Gli stilnovisti intendono definire l’origine e la natura d’amore riconducendo, alla vita della coscienza l'esperienza d’amore, come la gioia, il tormento, la contemplazione, la passione. Essi si definiscono, come un pubblico nuovo di produttori ed utenti della poesia, come libero gruppo di “cori gentili”, capaci di vivere e intendere la nobilitante esperienza sentimentale.
Ogni poeta vive l’amore a modo suo e quindi ognuno scrive poesie diverse, cercando di rappresentare la propria storia d’amore come qualcosa d’esemplare. Le varie vicende non sono raccontate seguendo una trama narrativa, le donne cantate non acquistano consistenza figurativa o drammatica, perché entrambe gli elementi sono metafore della scoperta della propria anima attraverso l’amore.
Nella lirica stilnovista, la donna è descritta come una sorta d’angelo mandato dal Cielo a suscitare nell’animo dell’innamorato sensazioni mistiche. Svolge la funzione d’intermediaria tra Dio e l’uomo e nobilita un sentimento come l’amore, che diviene mezzo per la salvezza dell’anima. Lei è l’ispiratrice di passione è celebrata come creatura “gentile” che dona all’uomo elevazione spirituale e perfetta beatitudine.
Nelle poesie la donna non viene mai descritta, è circondata da un alone di mistero come una perfetta sconosciuta di cui sappiamo solo il nome simbolico, come la Beatrice di Dante, la Selvaggia di Cino, la Giovanna di Cavalcanti.
Questo perchè, per Guizinelli l’amore è la pura contemplazione di una bellezza costituita soprattutto da un’interiore purezza d’animo che contribuisce a rendere l’uomo migliore.
Il concetto di nobiltà, gentilezza e cortesia per Guido e i suoi “amici” è visto come tutto ciò che è bello spiritualmente , e nobile di cuore;soltanto chi ha un animo nobile può amare nel senso spirituale per elevarsi fino ad arrivare a Dio.
Tutte queste caratteristiche si possono notare nel sonetto:“Tanto onesta e tanto gentile” di Dante, tratto da “Vita Nova”, un libretto in cui Alighieri racconta della sua “nuova vita”, illuminata dall’ amore per Beatrice, che trova pieno appagamento nella lode della donna, mezzo di perfezionamento interiore e di avvicinamento a Dio.

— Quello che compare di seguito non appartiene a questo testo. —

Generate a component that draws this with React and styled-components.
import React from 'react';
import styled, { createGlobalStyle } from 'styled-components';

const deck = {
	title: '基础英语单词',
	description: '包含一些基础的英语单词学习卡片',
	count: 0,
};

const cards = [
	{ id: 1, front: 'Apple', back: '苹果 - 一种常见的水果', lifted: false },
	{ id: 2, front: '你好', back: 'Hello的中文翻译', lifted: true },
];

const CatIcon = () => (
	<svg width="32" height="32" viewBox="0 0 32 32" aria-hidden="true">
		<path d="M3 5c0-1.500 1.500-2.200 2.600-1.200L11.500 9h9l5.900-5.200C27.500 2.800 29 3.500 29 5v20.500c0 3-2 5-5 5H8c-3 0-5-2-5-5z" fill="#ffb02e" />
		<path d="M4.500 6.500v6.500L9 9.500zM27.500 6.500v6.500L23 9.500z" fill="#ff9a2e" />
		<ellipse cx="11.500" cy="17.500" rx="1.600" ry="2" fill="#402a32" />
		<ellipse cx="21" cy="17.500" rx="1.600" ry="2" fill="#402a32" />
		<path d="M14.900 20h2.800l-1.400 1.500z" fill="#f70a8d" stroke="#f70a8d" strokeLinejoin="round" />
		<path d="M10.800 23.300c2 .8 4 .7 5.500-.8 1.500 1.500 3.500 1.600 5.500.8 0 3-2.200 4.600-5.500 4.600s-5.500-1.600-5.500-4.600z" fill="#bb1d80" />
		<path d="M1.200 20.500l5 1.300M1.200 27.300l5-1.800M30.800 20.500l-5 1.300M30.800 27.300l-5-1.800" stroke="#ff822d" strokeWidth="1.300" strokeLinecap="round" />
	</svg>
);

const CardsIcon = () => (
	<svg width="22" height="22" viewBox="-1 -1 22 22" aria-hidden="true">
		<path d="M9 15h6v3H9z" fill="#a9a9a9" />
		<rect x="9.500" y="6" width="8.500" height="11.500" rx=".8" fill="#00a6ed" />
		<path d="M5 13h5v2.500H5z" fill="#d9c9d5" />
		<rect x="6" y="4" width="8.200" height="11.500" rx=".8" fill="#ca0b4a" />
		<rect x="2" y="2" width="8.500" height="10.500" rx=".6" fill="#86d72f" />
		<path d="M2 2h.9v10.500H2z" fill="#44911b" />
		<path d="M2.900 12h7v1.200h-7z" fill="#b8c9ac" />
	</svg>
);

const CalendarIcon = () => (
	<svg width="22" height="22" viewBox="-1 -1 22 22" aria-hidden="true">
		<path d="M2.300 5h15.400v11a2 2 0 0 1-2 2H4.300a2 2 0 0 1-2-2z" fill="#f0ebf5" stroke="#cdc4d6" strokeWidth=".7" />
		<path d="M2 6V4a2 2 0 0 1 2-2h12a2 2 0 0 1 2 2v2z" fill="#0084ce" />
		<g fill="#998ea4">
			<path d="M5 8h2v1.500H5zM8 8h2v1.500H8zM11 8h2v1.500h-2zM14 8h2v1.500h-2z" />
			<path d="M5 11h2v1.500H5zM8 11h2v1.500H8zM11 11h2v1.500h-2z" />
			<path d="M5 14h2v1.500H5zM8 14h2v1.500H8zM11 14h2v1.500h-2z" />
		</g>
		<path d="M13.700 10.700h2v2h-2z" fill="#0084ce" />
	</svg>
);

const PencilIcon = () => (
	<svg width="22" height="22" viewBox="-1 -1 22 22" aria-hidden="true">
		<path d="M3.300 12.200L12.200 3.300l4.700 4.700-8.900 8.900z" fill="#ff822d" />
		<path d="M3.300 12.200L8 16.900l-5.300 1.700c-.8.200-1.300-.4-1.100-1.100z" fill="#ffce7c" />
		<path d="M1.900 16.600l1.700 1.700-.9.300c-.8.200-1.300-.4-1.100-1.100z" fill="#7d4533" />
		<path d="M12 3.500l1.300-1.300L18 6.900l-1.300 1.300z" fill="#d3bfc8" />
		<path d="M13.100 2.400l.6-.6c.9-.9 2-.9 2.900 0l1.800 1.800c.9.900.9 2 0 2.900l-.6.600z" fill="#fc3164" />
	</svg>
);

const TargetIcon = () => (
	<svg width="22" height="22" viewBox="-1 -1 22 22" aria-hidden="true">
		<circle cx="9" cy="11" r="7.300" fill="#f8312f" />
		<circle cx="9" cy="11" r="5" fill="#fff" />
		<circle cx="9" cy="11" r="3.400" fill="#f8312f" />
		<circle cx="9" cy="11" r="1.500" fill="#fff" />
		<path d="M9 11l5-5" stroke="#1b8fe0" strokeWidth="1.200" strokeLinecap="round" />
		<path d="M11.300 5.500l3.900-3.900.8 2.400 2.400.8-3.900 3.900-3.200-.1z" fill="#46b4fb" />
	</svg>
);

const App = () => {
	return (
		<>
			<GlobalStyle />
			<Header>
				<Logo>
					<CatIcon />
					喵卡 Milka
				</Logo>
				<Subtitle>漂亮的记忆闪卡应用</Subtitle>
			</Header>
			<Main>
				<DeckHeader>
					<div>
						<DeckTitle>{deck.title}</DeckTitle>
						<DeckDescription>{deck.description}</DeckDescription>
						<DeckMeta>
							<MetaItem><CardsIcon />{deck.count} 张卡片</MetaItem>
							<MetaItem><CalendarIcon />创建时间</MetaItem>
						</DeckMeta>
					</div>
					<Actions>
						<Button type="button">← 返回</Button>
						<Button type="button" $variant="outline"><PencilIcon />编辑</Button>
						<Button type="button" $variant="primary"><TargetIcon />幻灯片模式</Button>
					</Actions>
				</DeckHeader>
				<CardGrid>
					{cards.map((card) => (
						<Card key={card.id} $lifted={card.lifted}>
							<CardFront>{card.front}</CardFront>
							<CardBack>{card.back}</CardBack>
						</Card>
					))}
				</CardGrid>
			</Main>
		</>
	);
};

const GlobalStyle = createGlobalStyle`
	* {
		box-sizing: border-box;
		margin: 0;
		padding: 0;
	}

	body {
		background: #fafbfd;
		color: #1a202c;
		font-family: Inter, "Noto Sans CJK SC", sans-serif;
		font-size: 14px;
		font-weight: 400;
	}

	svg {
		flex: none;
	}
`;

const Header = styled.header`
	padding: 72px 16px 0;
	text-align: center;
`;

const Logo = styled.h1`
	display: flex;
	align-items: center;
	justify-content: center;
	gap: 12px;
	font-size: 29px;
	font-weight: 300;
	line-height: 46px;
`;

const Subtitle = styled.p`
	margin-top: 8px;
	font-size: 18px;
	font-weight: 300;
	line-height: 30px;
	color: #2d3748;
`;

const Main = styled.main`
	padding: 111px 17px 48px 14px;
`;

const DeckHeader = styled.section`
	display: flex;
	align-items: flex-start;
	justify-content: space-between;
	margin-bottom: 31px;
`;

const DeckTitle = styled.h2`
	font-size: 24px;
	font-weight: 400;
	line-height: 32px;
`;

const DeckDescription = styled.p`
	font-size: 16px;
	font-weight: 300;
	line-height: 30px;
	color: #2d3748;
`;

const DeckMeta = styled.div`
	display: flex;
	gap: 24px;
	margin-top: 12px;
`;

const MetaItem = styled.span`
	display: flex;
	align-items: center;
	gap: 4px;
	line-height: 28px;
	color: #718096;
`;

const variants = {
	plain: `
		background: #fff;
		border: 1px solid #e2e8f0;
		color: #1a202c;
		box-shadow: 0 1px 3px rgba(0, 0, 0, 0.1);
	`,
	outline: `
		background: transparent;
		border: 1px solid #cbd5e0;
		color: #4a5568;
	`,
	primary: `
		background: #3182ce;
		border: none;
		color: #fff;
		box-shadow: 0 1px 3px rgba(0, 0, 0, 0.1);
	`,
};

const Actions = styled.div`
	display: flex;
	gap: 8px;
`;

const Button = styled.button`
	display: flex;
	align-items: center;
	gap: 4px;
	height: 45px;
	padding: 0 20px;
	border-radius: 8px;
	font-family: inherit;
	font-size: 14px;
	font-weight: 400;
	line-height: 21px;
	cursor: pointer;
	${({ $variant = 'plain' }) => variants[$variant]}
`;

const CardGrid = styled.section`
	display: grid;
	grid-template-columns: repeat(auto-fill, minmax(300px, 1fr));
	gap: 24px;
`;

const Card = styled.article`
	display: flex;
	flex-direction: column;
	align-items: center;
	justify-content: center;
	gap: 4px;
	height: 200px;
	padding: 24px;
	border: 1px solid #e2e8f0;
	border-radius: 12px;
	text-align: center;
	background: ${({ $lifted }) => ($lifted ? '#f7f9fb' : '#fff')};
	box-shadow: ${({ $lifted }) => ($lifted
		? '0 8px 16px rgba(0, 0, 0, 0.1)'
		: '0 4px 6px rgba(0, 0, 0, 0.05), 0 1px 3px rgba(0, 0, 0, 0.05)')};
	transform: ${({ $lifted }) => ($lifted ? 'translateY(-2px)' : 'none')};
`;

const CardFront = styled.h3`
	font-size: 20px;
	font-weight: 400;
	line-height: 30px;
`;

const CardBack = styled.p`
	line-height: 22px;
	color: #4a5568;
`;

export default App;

Dante con il compnimento lirico “Tanto onesta e tanto gentile” vuole esprimere le “mirabili ed eccellenti operazioni” della sua amata, sottolineando il movimento interiore che provoca la sua visione. Leggendolo si ha l’impressione che la donna descritta sfiori il terreno e che da lei si emani una luce che si riverbera su chi la contempla smarrito.
Il sonetto è costituito da quartine a rima incrociata e da terzine a rima simmetrica.
Lo scrittore, utilizzando alcuni dei luoghi comuni dello stilnovo descrive le virtù dell’amata e gli effetti che la sua apparizione produce non solo sul poeta, ma su tutti quelli che la vedono.
La donna di cui parla (Beatrice) è gentile perchè nobile d’animo, onesta per il suo decoro esteriore che esprime equilibrio interiore, ed è umile;queste sue virtù, si rivelano grazie all’apparizione e al saluto, chi la vede tace, prova tremore e dolcezza. All’inizio del sonetto il tremore impedisce la parola, alla fine la dolcezza della contemplazione e la consapevolezza che la creatura è manifestazione del divino inducono al sospiro.
Il sonetto è pervaso da un‘atmosfera dolce e incantata. Analizzando le singole proposizioni che costituiscono il periodo, notiamo che Beatrice, con i suoi gesti e atteggiamenti, è sempre posta all’interno della proposizione principale, mentre coloro che la ammirano si trovano all’interno delle proposizioni subordinate. Questo, rileva il loro sentirsi sottomessi e inferiori rispetto alla bellezza e alla grazia della donna.